Here's what /etc/exports currently looks like:

/ *(rw,subtree_check,no_root_squash,nohide,crossmnt,fsid=0,sync)

The server side is running Arch Linux and is currently on kernel 4.10.3.

The client-side is Slackware 14.1 with kernel 4.1.6.

i336_
  • 1,017
  • Regarding the bounty (sorry it's not a lot ) - I'm looking for help/ideas on what I might be able to try and poke in order to figure out what's going on here. My own efforts fairly promptly hit a brick wall when I discovered nfsd couldn't be straced as it's a kernel process. Maybe there's something I can do with BPF or similar...? Or perhaps Wireshark might come in handy? – i336_ Mar 06 '18 at 02:03
  • Experienced a slightly similar issue during this week and which seem to be caused by the NFS server. Had to reboot the NFS server which resolved it finally. Does the logs on Arch Linux (4.10.3.) show something suspicious? – U880D Mar 06 '18 at 16:39
  • 1
    I would consider reviewing how the / directory is exported on the NFS server. Moreover, if there is just a few directories you are trying to access, consider mounting them separately. Alternatively, if you need to access files under /home, for instance, try exporting and mounting that as an experiment. I should say, I have no idea what the issue is. However, just "messing around" can sometimes yield useful insights.

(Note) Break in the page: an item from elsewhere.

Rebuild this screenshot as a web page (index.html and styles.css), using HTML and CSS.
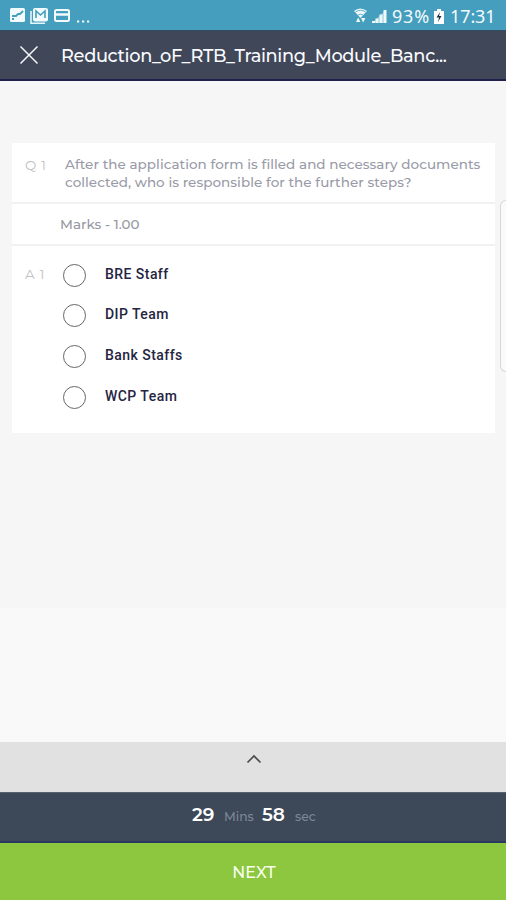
FILE: index.html
```html
<!DOCTYPE html>
<html lang="en">
<head>
<meta charset="utf-8">
<meta name="viewport" content="width=device-width, initial-scale=1">
<title>Training Module</title>
<link rel="stylesheet" href="styles.css">
</head>
<body>
<div class="app">
  <div class="status">
    <svg class="status-left" width="82" height="18" viewBox="0 0 82 18" fill="none">
      <rect x="1" y="0" width="15" height="14" rx="1.500" fill="#f1fafc"/>
      <path d="M3 8h4l2-2h2l3-3M3 11h2" stroke="#459ebd" stroke-width="1.8"/>
      <path d="M22 3v12.200h14" stroke="#e5f5f9" stroke-width="1.600"/>
      <rect x="24" y="0" width="15" height="13.500" rx="2" fill="#f1fafc"/>
      <path d="M27 10V3l4.500 4L36 3v7" stroke="#459ebd" stroke-width="1.600"/>
      <rect x="46" y="2" width="14" height="11" rx="1.500" stroke="#f1fafc" stroke-width="2"/>
      <path d="M46 6.500h14" stroke="#f1fafc" stroke-width="2.500"/>
      <path d="M68 13.500h2.200M73 13.500h2.200M78 13.500h2.200" stroke="#f1fafc" stroke-width="2.200"/>
    </svg>
    <div class="status-right">
      <svg class="signals" width="34" height="18" viewBox="0 0 34 18" fill="#eef9fc">
        <path d="M0 3Q6 -2 13 3L6.500 10Z"/>
        <path d="M1.500 4Q6.500 0.500 11.500 4M4 7q2.500-1.500 5 0" fill="none" stroke="#459ebd" stroke-width=".8"/>
        <path d="M2 14l2.200-4.500L6.400 14zM7 10h4.400l-2.200 4.500z"/>
        <path d="M18 13h3v2h-3zM21.500 10.500h3V15h-3zM25.500 6.500h3V15h-3zM29.500 2h3v13h-3z"/>
        <path d="M18 15L32 2v13z" opacity=".45"/>
      </svg>
      <span class="percent">93%</span>
      <svg class="battery" width="10" height="16" viewBox="0 0 10 16"><path d="M3 0h4v2h3v13H0V2h3z" fill="#fff"/><path d="M6 3L2.500 8.500H5L4 13l3.500-6H5z" fill="#17333d"/></svg>
      <span class="clock">17:31</span>
    </div>
  </div>
  <header class="bar">
    <svg class="close" width="20" height="20" viewBox="0 0 20 20"><path d="M1.500 1.500l17 17M18.500 1.500l-17 17" stroke="#f5f7fa" stroke-width="1.500"/></svg>
    <h1 class="title">Reduction_oF_RTB_Training_Module_Banc...</h1>
  </header>
  <main class="content">
    <section class="card">
      <div class="question">
        <span class="tag">Q 1</span>
        <p class="question-text"><span class="line">After the application form is filled and necessary documents</span><span class="line">collected, who is responsible for the further steps?</span></p>
      </div>
      <div class="marks"><span>Marks - 1.00</span></div>
      <div class="answers">
        <span class="tag">A 1</span>
        <ul class="options">
          <li><i class="radio"></i><span>BRE Staff</span></li>
          <li><i class="radio"></i><span>DIP Team</span></li>
          <li><i class="radio"></i><span>Bank Staffs</span></li>
          <li><i class="radio"></i><span>WCP Team</span></li>
        </ul>
      </div>
    </section>
    <div class="edge-handle"></div>
  </main>
  <div class="drawer"><svg width="16" height="10" viewBox="0 0 16 10"><path d="M1.500 8.500L8 2l6.500 6.500" fill="none" stroke="#4b4b4b" stroke-width="1.700"/></svg></div>
  <div class="timer"><b class="minutes">29</b><span class="mins">Mins</span><b class="seconds">58</b><span class="sec">sec</span></div>
  <div class="next">NEXT</div>
</div>
</body>
</html>
```
FILE: styles.css
```css
* { box-sizing: border-box; }
body { margin: 0; font-family: Montserrat, Inter, sans-serif; }
.app { width: 506px; height: 900px; display: flex; flex-direction: column; overflow: hidden; }
.status { height: 30px; flex: none; background: #459ebd; display: flex; justify-content: space-between; padding: 8px 10px 0 9px; }
.status-right { display: flex; font: 18px/18px "Noto Sans", sans-serif; color: #f3fbfd; margin-top: -1px; }
.signals { margin-right: 4px; margin-top: 1px; }
.percent { width: 39px; letter-spacing: .8px; white-space: nowrap; }
.battery { margin: 2px 6px 0 3px; }
.clock { width: 46px; letter-spacing: -.1px; white-space: nowrap; }
.bar { height: 51px; flex: none; background: #404759; border-top: 1px solid #354c60; border-bottom: 2px solid #20204b; display: flex; align-items: center; padding-left: 19px; }
.close { margin-right: 22px; }
.title { margin: 2px 0 0; font-size: 17.8px; line-height: 24px; letter-spacing: -.34px; font-weight: 500; color: #fafbff; white-space: nowrap; }
.content { position: relative; height: 661px; flex: none; padding: 62px 11px 0 12px; background: linear-gradient(#f6f6f6 0 527px, #f9f9f9 527px); }
.card { height: 290px; background: #fff; }
.question { height: 61px; display: flex; border-bottom: 2px solid #f1f1f1; padding: 13px 0 0 13px; }
.tag { width: 40px; flex: none; font-size: 13.5px; line-height: 18px; color: #bfbfc3; letter-spacing: .6px; }
.question-text { margin: 0; font-size: 13.5px; font-weight: 500; line-height: 17.5px; letter-spacing: .04px; color: #999ba7; }
.line { display: block; white-space: nowrap; }
.marks { height: 42px; border-bottom: 2px solid #f1f1f1; padding: 12px 0 0 48px; font-size: 13.5px; font-weight: 500; line-height: 17px; color: #9899a4; }
.answers { display: flex; padding: 19px 0 0 13px; }
.answers .tag { width: 38px; }
.options { margin: -.5px 0 0; padding: 0; list-style: none; font: 500 14px/18px Roboto, sans-serif; letter-spacing: .45px; color: #25253f; }
.options li { height: 40.7px; display: flex; }
.radio { width: 23px; height: 23px; margin: -1px 19px 0 0; border: 1.5px solid #666; border-radius: 50%; }
.edge-handle { position: absolute; top: 119px; left: 500px; width: 6px; height: 172px; border: 1px solid #d8d8d8; border-right: 0; border-radius: 6px 0 0 6px; background: #fafafa; }
.drawer { height: 50px; flex: none; background: #e1e1e1; display: flex; justify-content: center; padding: 12px 0 0 2px; }
.timer { height: 51px; flex: none; background: #3d4859; border-top: 1px solid #58616c; border-bottom: 2px solid #2b3860; display: flex; align-items: baseline; padding: 9px 0 0 192px; color: #fff; line-height: 26px; }
.timer b { font-size: 18.5px; font-weight: 600; }
.timer span { font-size: 12.3px; font-weight: 500; color: #7f8794; }
.minutes { width: 32px; }
.mins { width: 38px; }
.seconds { width: 33px; }
.next { height: 57px; flex: none; background: #8dc63f; color: #f8fff0; font-size: 16px; font-weight: 500; line-height: 59px; text-align: center; padding-left: 2px; }
```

Of course, you can try these things I've suggested and come up with nothing anyway. – Mark Mar 06 '18 at 23:16
  • Did you read this: https://serverfault.com/questions/617610/stale-nfs-file-handle-after-reboot ? – thomas Mar 07 '18 at 15:12
  • Did you reproduce the problem from another client? Can you try with another kernel? – Patrick Mevzek Mar 08 '18 at 00:48
  • This doesn't solve everything but proved tangentially noteworthy: some other (unlisted) paths that went stale pointed to discrete mountpoints. If I forget to mount these before starting NFS (I do everything manually), no amount of un/remounting will make the paths un-stale - I have to kill nfsd, mount everything, then start nfsd again. So this at least restores access to my USB HDD, but doesn't explain why /home remains stale. – i336_ Mar 09 '18 at 01:31
  • @PatrickMevzek: I've long wondered (somewhat cynically, heh) whether trying a different kernel version would fix things. I suspect it just might. It would be a last resort though; that's a level of fussing around/maintenance I admittedly hate. – i336_ Mar 09 '18 at 01:34
  • @Mark: I actually had separate listings for /home, /etc, etc in my exports file for months. A few days ago everything fell apart and I decided "alright let's see if we can fix this for good." I suspect the "fix" will be switching to SMB, heh... – i336_ Mar 09 '18 at 01:38
  • 1
    @i336_ I agree that doing so (testing another kernel -- note that I suggested another client also, since in your example the delta between both kernels is not small) does not look like sexy, but it depends on your goal: either to get the real final word on pinpointing precisely what created the problem (this is the research task that may not be bounded by time) or find the quickest solution to the problem (a pragmatic engineer task) in order to go forward with other stuff. Both are sensible but will not go the same route nor for the same amount of time and energy. – Patrick Mevzek Mar 09 '18 at 01:45
  • Perhaps the NFS server is started to early during boot so that the export runs in parallel to other mounts? Also, have you tried bind-mounting your / export to /srv/nfs4/root (or whatever) and exporting from there? This is often done (though for other reasons) and may possibly help here. – Ned64 May 18 '19 at 10:28
  • The problem still seems to persist. After a crash of my secondary server (its rootfs is mounted on the primary via NFS) and a mandatory installation from scratch exporting the secondary's / directory with crossmnt had triggered these ominous stale file handle warnings when attempting to access the /boot or /srv directories (both are mount points), and nothing that I have tried would solve the problem. I had to work around this by exporting those mounts with nohide set. – Robidu Mar 19 '24 at 23:11

1 Answers1

0

Your exports file looks abnormal for NFS 4:

/ *(rw,subtree_check,no_root_squash,nohide,crossmnt,fsid=0,sync)

Instead I think you need to follow the Arch Linux instructions for that fsid=0 line. It declares a special export, ‘the so-called NFS root.’

Then declare your own exports on subsequent lines as the instructions show. You can export the server’s root file system — not to be confused with the NFS root — as shown in this old Gentoo post.